DIRECTIONS:
Carry none of the pictures over; write out the complete data exactly.

start AVAILABLE DATA

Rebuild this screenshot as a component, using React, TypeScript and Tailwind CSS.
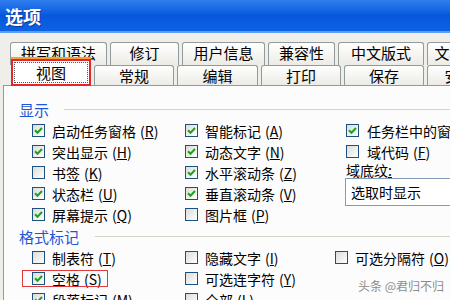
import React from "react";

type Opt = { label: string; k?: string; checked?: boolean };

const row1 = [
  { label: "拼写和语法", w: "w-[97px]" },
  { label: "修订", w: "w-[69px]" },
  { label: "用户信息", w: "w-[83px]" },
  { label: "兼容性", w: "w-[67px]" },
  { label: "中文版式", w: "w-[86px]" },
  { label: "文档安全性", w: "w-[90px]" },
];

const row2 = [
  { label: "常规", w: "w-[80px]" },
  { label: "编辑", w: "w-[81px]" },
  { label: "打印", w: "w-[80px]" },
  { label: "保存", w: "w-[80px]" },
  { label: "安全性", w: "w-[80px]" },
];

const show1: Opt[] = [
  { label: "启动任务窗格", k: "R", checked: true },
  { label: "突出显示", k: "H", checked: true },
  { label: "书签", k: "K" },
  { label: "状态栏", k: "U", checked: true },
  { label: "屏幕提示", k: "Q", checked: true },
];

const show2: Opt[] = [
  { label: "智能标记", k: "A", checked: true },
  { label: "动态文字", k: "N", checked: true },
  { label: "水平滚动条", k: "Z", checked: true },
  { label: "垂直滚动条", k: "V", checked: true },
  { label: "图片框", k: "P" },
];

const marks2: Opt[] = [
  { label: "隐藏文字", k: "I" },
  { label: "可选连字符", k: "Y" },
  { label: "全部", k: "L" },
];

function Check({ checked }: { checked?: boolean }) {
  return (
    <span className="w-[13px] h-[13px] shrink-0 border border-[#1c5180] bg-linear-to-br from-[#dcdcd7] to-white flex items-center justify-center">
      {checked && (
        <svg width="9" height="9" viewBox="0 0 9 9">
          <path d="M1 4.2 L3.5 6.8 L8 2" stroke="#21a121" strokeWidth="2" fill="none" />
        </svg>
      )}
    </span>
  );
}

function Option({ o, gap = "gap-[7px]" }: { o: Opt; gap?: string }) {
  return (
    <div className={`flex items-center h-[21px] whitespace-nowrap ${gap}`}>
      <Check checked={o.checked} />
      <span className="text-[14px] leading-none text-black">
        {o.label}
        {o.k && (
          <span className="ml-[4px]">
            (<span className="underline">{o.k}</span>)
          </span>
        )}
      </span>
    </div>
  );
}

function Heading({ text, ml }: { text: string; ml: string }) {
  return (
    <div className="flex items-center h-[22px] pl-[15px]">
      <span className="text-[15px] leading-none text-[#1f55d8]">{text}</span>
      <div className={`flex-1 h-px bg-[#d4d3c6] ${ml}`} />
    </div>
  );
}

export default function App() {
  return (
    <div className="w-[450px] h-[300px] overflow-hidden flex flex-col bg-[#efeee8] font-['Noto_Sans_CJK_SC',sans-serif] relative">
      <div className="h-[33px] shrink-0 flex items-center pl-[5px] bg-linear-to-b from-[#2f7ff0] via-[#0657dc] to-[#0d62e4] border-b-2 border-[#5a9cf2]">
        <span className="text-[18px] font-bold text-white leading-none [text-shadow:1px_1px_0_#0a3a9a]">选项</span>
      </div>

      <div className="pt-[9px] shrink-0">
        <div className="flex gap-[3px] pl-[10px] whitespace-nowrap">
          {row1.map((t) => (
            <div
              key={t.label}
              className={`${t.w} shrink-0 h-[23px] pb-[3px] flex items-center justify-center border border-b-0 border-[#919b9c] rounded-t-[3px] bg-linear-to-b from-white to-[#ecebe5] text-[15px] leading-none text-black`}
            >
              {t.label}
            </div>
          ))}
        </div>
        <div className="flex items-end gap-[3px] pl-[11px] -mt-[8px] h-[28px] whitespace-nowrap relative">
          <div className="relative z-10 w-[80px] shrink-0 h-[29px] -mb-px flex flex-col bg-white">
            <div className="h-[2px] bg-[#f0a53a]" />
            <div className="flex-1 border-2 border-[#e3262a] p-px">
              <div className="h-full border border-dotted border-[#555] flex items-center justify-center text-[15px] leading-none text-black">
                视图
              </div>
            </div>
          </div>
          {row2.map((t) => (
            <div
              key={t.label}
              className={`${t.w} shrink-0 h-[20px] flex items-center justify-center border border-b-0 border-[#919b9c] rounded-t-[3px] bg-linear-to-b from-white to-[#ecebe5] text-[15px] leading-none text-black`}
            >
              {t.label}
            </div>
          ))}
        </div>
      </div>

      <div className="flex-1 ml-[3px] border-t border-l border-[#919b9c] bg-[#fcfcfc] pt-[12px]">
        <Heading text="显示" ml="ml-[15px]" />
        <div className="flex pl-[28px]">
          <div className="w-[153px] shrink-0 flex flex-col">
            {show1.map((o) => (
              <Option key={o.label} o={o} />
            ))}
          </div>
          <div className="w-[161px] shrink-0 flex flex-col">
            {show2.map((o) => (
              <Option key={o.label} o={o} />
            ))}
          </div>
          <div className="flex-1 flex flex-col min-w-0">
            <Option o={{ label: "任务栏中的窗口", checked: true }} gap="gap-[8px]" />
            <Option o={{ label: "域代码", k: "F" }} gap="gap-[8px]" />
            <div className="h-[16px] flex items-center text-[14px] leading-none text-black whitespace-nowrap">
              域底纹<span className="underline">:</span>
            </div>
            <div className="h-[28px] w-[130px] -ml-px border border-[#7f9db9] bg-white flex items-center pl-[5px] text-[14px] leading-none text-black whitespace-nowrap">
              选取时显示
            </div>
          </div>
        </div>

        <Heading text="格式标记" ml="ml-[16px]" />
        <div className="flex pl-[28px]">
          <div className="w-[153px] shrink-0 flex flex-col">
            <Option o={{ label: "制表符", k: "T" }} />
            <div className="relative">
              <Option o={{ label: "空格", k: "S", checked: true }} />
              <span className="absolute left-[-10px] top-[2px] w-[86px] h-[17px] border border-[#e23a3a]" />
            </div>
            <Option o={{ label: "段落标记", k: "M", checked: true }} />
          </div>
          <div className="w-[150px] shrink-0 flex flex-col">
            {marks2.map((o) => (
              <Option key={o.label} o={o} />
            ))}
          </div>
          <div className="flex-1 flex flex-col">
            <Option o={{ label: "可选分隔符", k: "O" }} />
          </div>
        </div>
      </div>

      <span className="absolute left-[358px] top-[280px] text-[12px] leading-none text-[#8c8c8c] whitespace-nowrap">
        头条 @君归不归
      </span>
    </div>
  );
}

end AVAILABLE DATA

SOLVED EXERCISE:
Rebuild this screenshot as a component, using React, TypeScript and Tailwind CSS.
import React from "react";

type Opt = { label: string; k?: string; checked?: boolean };

const row1 = [
  { label: "拼写和语法", w: "w-[97px]" },
  { label: "修订", w: "w-[69px]" },
  { label: "用户信息", w: "w-[83px]" },
  { label: "兼容性", w: "w-[67px]" },
  { label: "中文版式", w: "w-[86px]" },
  { label: "文档安全性", w: "w-[90px]" },
];

const row2 = [
  { label: "常规", w: "w-[80px]" },
  { label: "编辑", w: "w-[81px]" },
  { label: "打印", w: "w-[80px]" },
  { label: "保存", w: "w-[80px]" },
  { label: "安全性", w: "w-[80px]" },
];

const show1: Opt[] = [
  { label: "启动任务窗格", k: "R", checked: true },
  { label: "突出显示", k: "H", checked: true },
  { label: "书签", k: "K" },
  { label: "状态栏", k: "U", checked: true },
  { label: "屏幕提示", k: "Q", checked: true },
];

const show2: Opt[] = [
  { label: "智能标记", k: "A", checked: true },
  { label: "动态文字", k: "N", checked: true },
  { label: "水平滚动条", k: "Z", checked: true },
  { label: "垂直滚动条", k: "V", checked: true },
  { label: "图片框", k: "P" },
];

const marks2: Opt[] = [
  { label: "隐藏文字", k: "I" },
  { label: "可选连字符", k: "Y" },
  { label: "全部", k: "L" },
];

function Check({ checked }: { checked?: boolean }) {
  return (
    <span className="w-[13px] h-[13px] shrink-0 border border-[#1c5180] bg-linear-to-br from-[#dcdcd7] to-white flex items-center justify-center">
      {checked && (
        <svg width="9" height="9" viewBox="0 0 9 9">
          <path d="M1 4.2 L3.5 6.8 L8 2" stroke="#21a121" strokeWidth="2" fill="none" />
        </svg>
      )}
    </span>
  );
}

function Option({ o, gap = "gap-[7px]" }: { o: Opt; gap?: string }) {
  return (
    <div className={`flex items-center h-[21px] whitespace-nowrap ${gap}`}>
      <Check checked={o.checked} />
      <span className="text-[14px] leading-none text-black">
        {o.label}
        {o.k && (
          <span className="ml-[4px]">
            (<span className="underline">{o.k}</span>)
          </span>
        )}
      </span>
    </div>
  );
}

function Heading({ text, ml }: { text: string; ml: string }) {
  return (
    <div className="flex items-center h-[22px] pl-[15px]">
      <span className="text-[15px] leading-none text-[#1f55d8]">{text}</span>
      <div className={`flex-1 h-px bg-[#d4d3c6] ${ml}`} />
    </div>
  );
}

export default function App() {
  return (
    <div className="w-[450px] h-[300px] overflow-hidden flex flex-col bg-[#efeee8] font-['Noto_Sans_CJK_SC',sans-serif] relative">
      <div className="h-[33px] shrink-0 flex items-center pl-[5px] bg-linear-to-b from-[#2f7ff0] via-[#0657dc] to-[#0d62e4] border-b-2 border-[#5a9cf2]">
        <span className="text-[18px] font-bold text-white leading-none [text-shadow:1px_1px_0_#0a3a9a]">选项</span>
      </div>

      <div className="pt-[9px] shrink-0">
        <div className="flex gap-[3px] pl-[10px] whitespace-nowrap">
          {row1.map((t) => (
            <div
              key={t.label}
              className={`${t.w} shrink-0 h-[23px] pb-[3px] flex items-center justify-center border border-b-0 border-[#919b9c] rounded-t-[3px] bg-linear-to-b from-white to-[#ecebe5] text-[15px] leading-none text-black`}
            >
              {t.label}
            </div>
          ))}
        </div>
        <div className="flex items-end gap-[3px] pl-[11px] -mt-[8px] h-[28px] whitespace-nowrap relative">
          <div className="relative z-10 w-[80px] shrink-0 h-[29px] -mb-px flex flex-col bg-white">
            <div className="h-[2px] bg-[#f0a53a]" />
            <div className="flex-1 border-2 border-[#e3262a] p-px">
              <div className="h-full border border-dotted border-[#555] flex items-center justify-center text-[15px] leading-none text-black">
                视图
              </div>
            </div>
          </div>
          {row2.map((t) => (
            <div
              key={t.label}
              className={`${t.w} shrink-0 h-[20px] flex items-center justify-center border border-b-0 border-[#919b9c] rounded-t-[3px] bg-linear-to-b from-white to-[#ecebe5] text-[15px] leading-none text-black`}
            >
              {t.label}
            </div>
          ))}
        </div>
      </div>

      <div className="flex-1 ml-[3px] border-t border-l border-[#919b9c] bg-[#fcfcfc] pt-[12px]">
        <Heading text="显示" ml="ml-[15px]" />
        <div className="flex pl-[28px]">
          <div className="w-[153px] shrink-0 flex flex-col">
            {show1.map((o) => (
              <Option key={o.label} o={o} />
            ))}
          </div>
          <div className="w-[161px] shrink-0 flex flex-col">
            {show2.map((o) => (
              <Option key={o.label} o={o} />
            ))}
          </div>
          <div className="flex-1 flex flex-col min-w-0">
            <Option o={{ label: "任务栏中的窗口", checked: true }} gap="gap-[8px]" />
            <Option o={{ label: "域代码", k: "F" }} gap="gap-[8px]" />
            <div className="h-[16px] flex items-center text-[14px] leading-none text-black whitespace-nowrap">
              域底纹<span className="underline">:</span>
            </div>
            <div className="h-[28px] w-[130px] -ml-px border border-[#7f9db9] bg-white flex items-center pl-[5px] text-[14px] leading-none text-black whitespace-nowrap">
              选取时显示
            </div>
          </div>
        </div>

        <Heading text="格式标记" ml="ml-[16px]" />
        <div className="flex pl-[28px]">
          <div className="w-[153px] shrink-0 flex flex-col">
            <Option o={{ label: "制表符", k: "T" }} />
            <div className="relative">
              <Option o={{ label: "空格", k: "S", checked: true }} />
              <span className="absolute left-[-10px] top-[2px] w-[86px] h-[17px] border border-[#e23a3a]" />
            </div>
            <Option o={{ label: "段落标记", k: "M", checked: true }} />
          </div>
          <div className="w-[150px] shrink-0 flex flex-col">
            {marks2.map((o) => (
              <Option key={o.label} o={o} />
            ))}
          </div>
          <div className="flex-1 flex flex-col">
            <Option o={{ label: "可选分隔符", k: "O" }} />
          </div>
        </div>
      </div>

      <span className="absolute left-[358px] top-[280px] text-[12px] leading-none text-[#8c8c8c] whitespace-nowrap">
        头条 @君归不归
      </span>
    </div>
  );
}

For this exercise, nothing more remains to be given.